The Yale Management Integrated Curriculum

At the Yale School of Management, our mission is to educate leaders for business and society. This mission reflects the vision and expectation that our graduates are inspiring leaders who own and solve hard problems that matter. In keeping with this mission, the school has pioneered an MBA curriculum designed to better meet the management challenges of contemporary organizations.

The Yale Management approach is designed to accomplish two goals: first, to instill a general competency in meeting the challenges of management; and second, to facilitate students’ development of their own personal career aspirations. In teaching what is general, our aim is to establish a higher standard of professional management; in cultivating what is personal, our aim is to establish a higher standard of leadership.

Instead of teaching management topics in separate, single-subject courses like Finance or Marketing, Yale teaches core subjects in an integrated way, providing frameworks and concepts in a richer, more relevant context. By creating a teaching and learning environment that actively draws connections between the traditional MBA subjects, Yale’s innovative approach not only requires more disciplined thinking, but also inspires more creative problem-solving.

In addition, by incorporating into assignments and classroom sessions the raw materials and resources a contemporary manager must use—for example, through the novel Yale Management Case Portal, which features original source documents such as 10-Ks and analyst reports, along with Yale faculty-developed articles, interviews with individuals involved in the business situation described in the case, plus articles and video clips from business news outlets, and other multimedia content—the Yale curriculum equips students with the tools, insights, and habits of mind they will need to succeed in today’s business environment.

At the same time, other elements of the Yale Management experience focus on aligning students’ professional goals with their values and aspirations. In the first year, for example, the Leadership Development Program and the Careers course provide opportunities both for focused introspection and for a broader understanding of possible professional roles and paths. Resources such as faculty-authored Career Guides and Career Development Office programs and workshops provide tools and direction to refine and support students’ professional objectives. Participation in student clubs and other co-curricular activities develop personal and professional leadership skills.
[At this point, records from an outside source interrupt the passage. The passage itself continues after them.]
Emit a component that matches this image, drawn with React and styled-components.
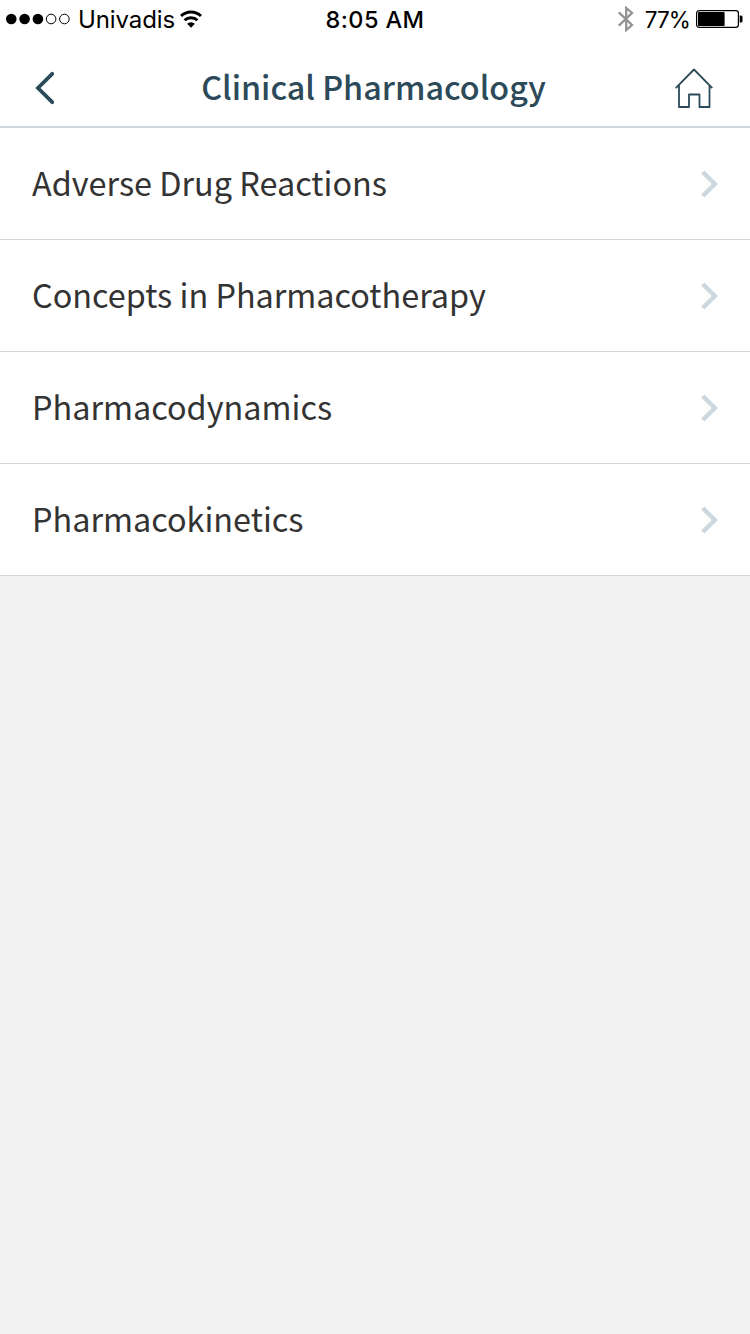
import styled, { createGlobalStyle } from "styled-components";

const GlobalStyle = createGlobalStyle`
  body {
    margin: 0;
    background-color: #f1f1f1;
    font-family: "Noto Sans CJK SC", "Noto Sans", sans-serif;
  }
`;

const Container = styled.div`
  min-height: 100vh;
  background-color: #f1f1f1;
`;

const StatusBar = styled.div`
  box-sizing: border-box;
  height: 40px;
  padding: 0px 7px 2px 6px;
  display: grid;
  grid-template-columns: 1fr auto 1fr;
  align-items: center;
  background-color: white;
  color: black;
  font-family: "Inter", "Liberation Sans", sans-serif;
  font-size: 24px;
  line-height: 36px;
`;

const StatusGroup = styled.div`
  display: flex;
  align-items: center;
  justify-content: ${(props) => props.$align || "flex-start"};

  svg {
    display: block;
    flex: none;
  }
`;

const Carrier = styled.span`
  margin: 0px 5px 0px 7px;
  padding-top: 2px;
  letter-spacing: -0.1px;
`;

const Time = styled.span`
  padding: 2px 0px 0px 1px;
  font-size: 23.5px;
  font-weight: 500;
  letter-spacing: 0.4px;
`;

const Percent = styled.span`
  margin: 0px 6px 0px 11px;
  padding-top: 2px;
  font-size: 22.5px;
  letter-spacing: -0.9px;
`;

const Header = styled.header`
  box-sizing: border-box;
  height: 88px;
  padding: 10px 36px 0px 35px;
  display: grid;
  grid-template-columns: 1fr auto 1fr;
  align-items: center;
  background-color: white;
  border-bottom: 2px solid #cfd9dd;
`;

const Title = styled.h1`
  margin: 0;
  padding: 0px 2px 4px 0px;
  color: #2c4a59;
  font-size: 32.3px;
  font-weight: 500;
  line-height: 60px;
  white-space: nowrap;
`;

const IconButton = styled.button`
  padding: 0;
  border: none;
  background: none;
  justify-self: ${(props) => props.$side};

  svg {
    display: block;
  }
`;

const List = styled.ul`
  margin: 0;
  padding: 0;
  list-style: none;
`;

const Item = styled.li`
  box-sizing: border-box;
  height: 112px;
  padding: 0px 32px;
  display: flex;
  align-items: center;
  justify-content: space-between;
  background-color: white;
  border-bottom: 1px solid #d2d9dc;
`;

const Label = styled.span`
  padding-bottom: 4px;
  color: #333333;
  font-size: 32.4px;
  line-height: 48px;
`;

const Signal = () => (
  <svg width="65" height="12" viewBox="0 0 65 12">
    {[5.3, 18.6, 31.9].map((x) => (
      <circle key={x} cx={x} cy="6" r="5.3" />
    ))}
    {[45.1, 58.4].map((x) => (
      <circle key={x} cx={x} cy="6" r="4.8" fill="none" stroke="black" />
    ))}
  </svg>
);

const Wifi = () => (
  <svg width="22" height="18" viewBox="0 0 22 18">
    <g fill="none" stroke="black" strokeWidth="3">
      <path d="M1 6a14.2 14.2 0 0 1 20 0" />
      <path d="M4.6 10.3a9.1 9.1 0 0 1 12.8 0" />
    </g>
    <path d="M7.1 13.8a5.6 5.6 0 0 1 7.8 0L11 17.8z" />
  </svg>
);

const Bluetooth = () => (
  <svg width="16" height="26" viewBox="0 0 16 26">
    <path
      d="M.8 6.3 14 19 8.2 24V2L14 7 .8 19.7"
      fill="none"
      stroke="#929292"
      strokeWidth="2.3"
    />
  </svg>
);

const Battery = () => (
  <svg width="47" height="18" viewBox="0 0 47 18">
    <rect x="0.6" y="0.6" width="41.8" height="16.8" rx="2.6" fill="none" stroke="black" strokeWidth="1.2" />
    <rect x="2" y="2" width="26.6" height="14" rx="0.8" />
    <path d="M43.7 5.5h1.2q1.6 0 1.6 1.6v3.8q0 1.6-1.6 1.6h-1.2z" />
  </svg>
);

const BackIcon = () => (
  <svg width="20" height="34" viewBox="0 0 20 34">
    <path
      d="M17.2 2.8 3 17l14.2 14.2"
      fill="none"
      stroke="#2c4a59"
      strokeWidth="3.8"
      strokeLinecap="round"
    />
  </svg>
);

const HomeIcon = () => (
  <svg width="39" height="40" viewBox="0 0 39 40">
    <path
      d="M.7 20.1 19 1.5l18.3 18.6M4 17v22h10V26.5h10.5V39h10V17"
      fill="none"
      stroke="#2c4a59"
      strokeWidth="1.8"
      strokeLinejoin="round"
    />
  </svg>
);

const Chevron = () => (
  <svg width="17" height="28" viewBox="0 0 17 28">
    <path d="M1.8 2.2 13.8 14 1.8 25.8" fill="none" stroke="#cfd9dd" strokeWidth="4.5" />
  </svg>
);

const topics = [
  "Adverse Drug Reactions",
  "Concepts in Pharmacotherapy",
  "Pharmacodynamics",
  "Pharmacokinetics",
];

const App = () => {
  return (
    <Container>
      <GlobalStyle />
      <StatusBar>
        <StatusGroup>
          <Signal />
          <Carrier>Univadis</Carrier>
          <Wifi />
        </StatusGroup>
        <Time>8:05 AM</Time>
        <StatusGroup $align="flex-end">
          <Bluetooth />
          <Percent>77%</Percent>
          <Battery />
        </StatusGroup>
      </StatusBar>
      <Header>
        <IconButton $side="start" aria-label="Back">
          <BackIcon />
        </IconButton>
        <Title>Clinical Pharmacology</Title>
        <IconButton $side="end" aria-label="Home">
          <HomeIcon />
        </IconButton>
      </Header>
      <List>
        {topics.map((topic) => (
          <Item key={topic}>
            <Label>{topic}</Label>
            <Chevron />
          </Item>
        ))}
      </List>
    </Container>
  );
};

export default App;
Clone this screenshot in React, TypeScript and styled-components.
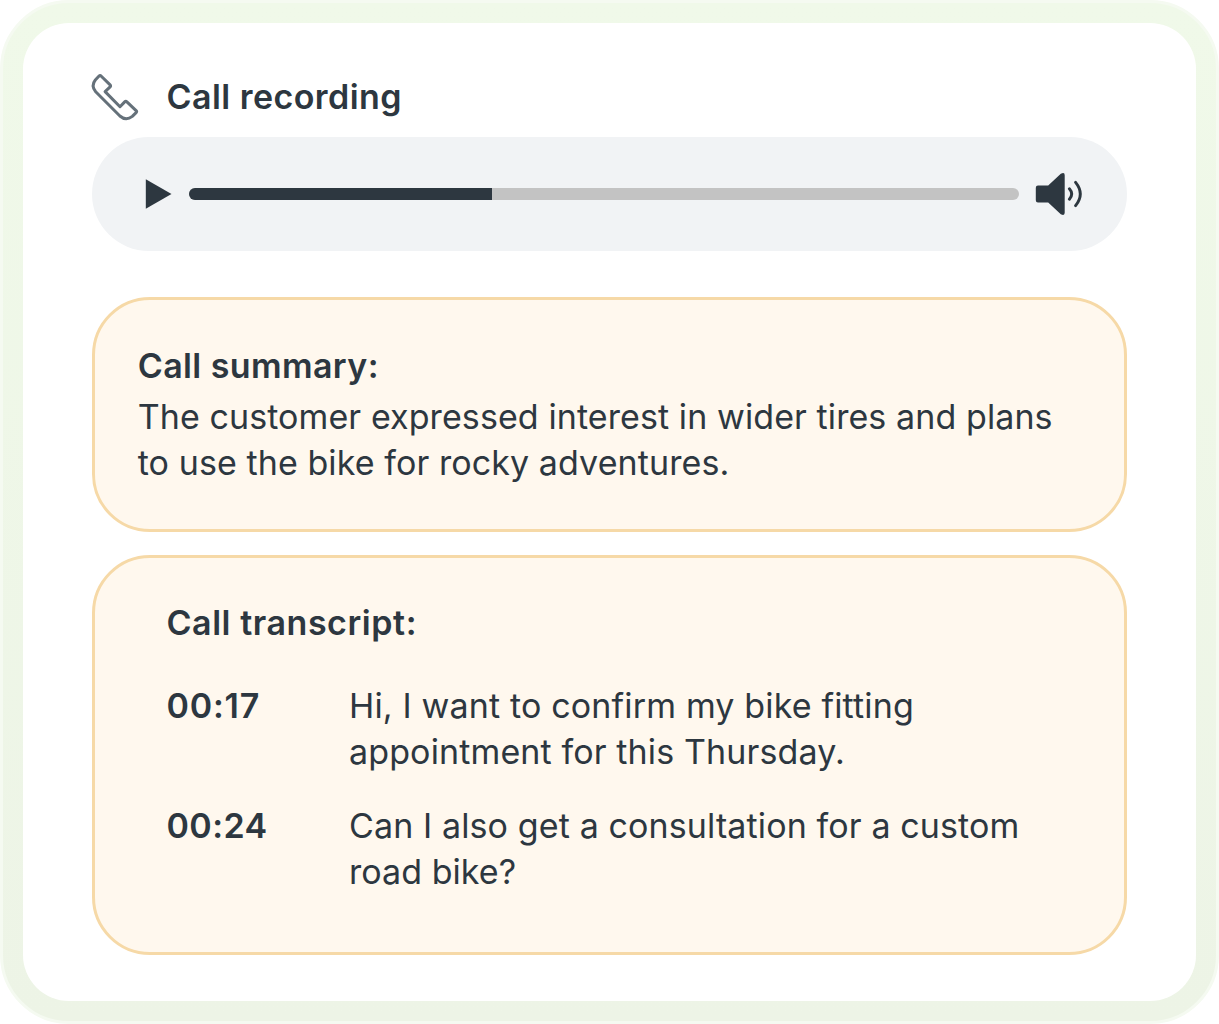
import styled, { createGlobalStyle } from "styled-components";

const GlobalStyle = createGlobalStyle`
    * {
        box-sizing: border-box;
    }
    body {
        margin: 0;
        background: #ffffff;
        color: #2d3740;
        font-family: Inter, "Liberation Sans", sans-serif;
        font-size: 34px;
        line-height: 46px;
    }
`;

const Frame = styled.div`
    width: 1219px;
    height: 1024px;
    padding: 20px;
    border: 3px solid #f5faf1;
    border-radius: 69px;
    background: linear-gradient(180deg, #f0f9e9 0%, #edf4e6 100%);
`;

const Panel = styled.main`
    width: 1173px;
    height: 978px;
    padding: 50px 69px 0 68.5px;
    border-radius: 46px;
    background: #ffffff;
`;

const Header = styled.header`
    display: flex;
    align-items: center;
    gap: 28px;
    height: 48px;
`;

const Title = styled.h2<{ $spacing: number }>`
    margin: 0;
    font-size: 34px;
    font-weight: 600;
    letter-spacing: ${(props) => props.$spacing}px;
    white-space: nowrap;
`;

const Player = styled.div`
    display: flex;
    align-items: center;
    width: 1035.5px;
    height: 114px;
    margin-top: 16.4px;
    padding-left: 53px;
    border-radius: 57px;
    background: #f1f3f5;
`;

const Track = styled.div`
    width: 830px;
    height: 12px;
    margin: 0 16px 0 17px;
    border-radius: 6px;
    background: #c3c3c3;
    overflow: hidden;
`;

const Progress = styled.div`
    height: 100%;
    background: #2d3740;
`;

const Box = styled.section<{ $height: number; $indent: number; $gap: number }>`
    width: 1035.5px;
    height: ${(props) => props.$height}px;
    margin-top: ${(props) => props.$gap}px;
    padding: 42.5px 0 0 ${(props) => props.$indent}px;
    border: 3px solid #f6d9a7;
    border-radius: 58px;
    background: #fff8ee;
`;

const Text = styled.p<{ $spacing: number }>`
    margin: 0;
    letter-spacing: ${(props) => props.$spacing}px;
    white-space: nowrap;
`;

const Summary = styled.div`
    padding-top: 5px;
`;

const Rows = styled.div`
    display: flex;
    flex-direction: column;
    gap: 28px;
    padding-top: 37px;
`;

const Row = styled.div`
    display: grid;
    grid-template-columns: 182.5px 1fr;
`;

const Time = styled.time<{ $spacing: number }>`
    font-weight: 600;
    letter-spacing: ${(props) => props.$spacing}px;
`;

const PhoneIcon = () => (
    <svg width="47" height="48" viewBox="0.9 0.4 47 48" fill="none" stroke="#65717a" strokeWidth="3" strokeLinejoin="round" overflow="visible">
        <path d="M4.2 7.4 7.7 3.7Q9 2.5 10.2 3.7L19 12.3Q20 13.3 19 14.3L14 19 28.9 34.1 33.6 29.3Q34.7 28.2 35.8 29.3L45 38Q46 39 45 40L41.2 43.8Q34.8 48.6 28.8 43.4L4.6 19.2Q-.4 13.2 4.2 7.4Z" />
    </svg>
);

const PlayIcon = () => (
    <svg width="27" height="30" viewBox="0 0 27 30" fill="#2d3740">
        <path d="M0.8 0.2 26.5 15 0.8 29.8Z" />
    </svg>
);

const VolumeIcon = () => (
    <svg width="48" height="44" viewBox="0 0 48 44" fill="none" stroke="#2d3740" strokeWidth="2.9" strokeLinecap="round">
        <path d="M3 13.5H13.2L25.8 1.8Q29.7-.2 29.7 3.2V40.8Q29.7 44.2 25.8 42.2L13.2 30.5H3Q.8 30.5.8 28.3V15.7Q.8 13.5 3 13.5Z" fill="#2d3740" stroke="none" />
        <path d="M34.4 16.8Q39 22 34.4 27.2M40.6 10.3Q50 22 40.6 33.7" />
    </svg>
);

const transcript = [
    { time: "00:17", timeSpacing: 0.8, lines: ["Hi, I want to confirm my bike fitting", "appointment for this Thursday."], spacing: [0.16, 0.13] },
    { time: "00:24", timeSpacing: 0.4, lines: ["Can I also get a consultation for a custom", "road bike?"], spacing: [0.12, 0.05] },
];

function App() {
    const played = 36.6;

    return <>
        <GlobalStyle />
        <Frame>
            <Panel>
                <Header>
                    <PhoneIcon />
                    <Title $spacing={0.45}>Call recording</Title>
                </Header>
                <Player>
                    <PlayIcon />
                    <Track>
                        <Progress style={{ width: `${played}%` }} />
                    </Track>
                    <VolumeIcon />
                </Player>
                <Box $height={234.5} $indent={43.2} $gap={45.8}>
                    <Title $spacing={0.4}>Call summary:</Title>
                    <Summary>
                        <Text $spacing={0.09}>The customer expressed interest in wider tires and plans</Text>
                        <Text $spacing={0.09}>to use the bike for rocky adventures.</Text>
                    </Summary>
                </Box>
                <Box $height={400} $indent={72} $gap={23}>
                    <Title $spacing={0.55}>Call transcript:</Title>
                    <Rows>
                        {transcript.map((item) => (
                            <Row key={item.time}>
                                <Time $spacing={item.timeSpacing}>{item.time}</Time>
                                <div>
                                    {item.lines.map((line, index) => <Text $spacing={item.spacing[index]} key={line}>{line}</Text>)}
                                </div>
                            </Row>
                        ))}
                    </Rows>
                </Box>
            </Panel>
        </Frame>
    </>
}
export default App;
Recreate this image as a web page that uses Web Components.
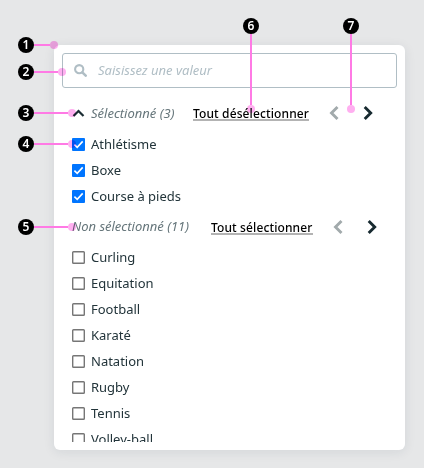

The heart of this new way of thinking about the traditional MBA is a series of eight multidisciplinary courses, taught by teams of senior faculty from different academic disciplines. Called Organizational Perspectives, these first-year courses are structured around the organizational roles a manager must engage, motivate, and lead. The roles are both internal to the organization: the Innovator, the Operations Engine, the Employee, and Sourcing and Managing Funds (or CFO); and external to the organization: the Investor, the Customer, the Competitor, and State and Society.

Prior to the Organizational Perspectives courses, all first-year students take part in a six-week Orientation to Management, which provides a foundation of the basic tools and language of management that the rest of the first year builds upon. In January, all first-year students participate in a 10-day International Experience trip to study various aspects of the global business environment. Yale was the first major business school to require international study as part of its MBA program. Classes and assignments both before and after the International Experience help place these trips in proper context and serve as further learning opportunities. The Yale first year culminates in the Integrated Leadership Perspective, in which students apply their learnings to a series of complex case studies of organizations of varying scope, size, and sector.

Yale has incorporated the integrated approach into its elective offerings as well. (Students take one or two electives in the second term of the first year; the second year of the Yale MBA program consists entirely of electives.) Special sequences of electives allow students to explore particular career paths, such as marketing or investment management, using a multidisciplinary outlook that correlates to current practice in these fields. At the same time, the school offers a wide range of disciplinary electives that allow students to undertake advanced study in areas such as finance or strategy. In addition, Yale Management students may avail themselves of a wide range of courses offered in other schools and departments at Yale University.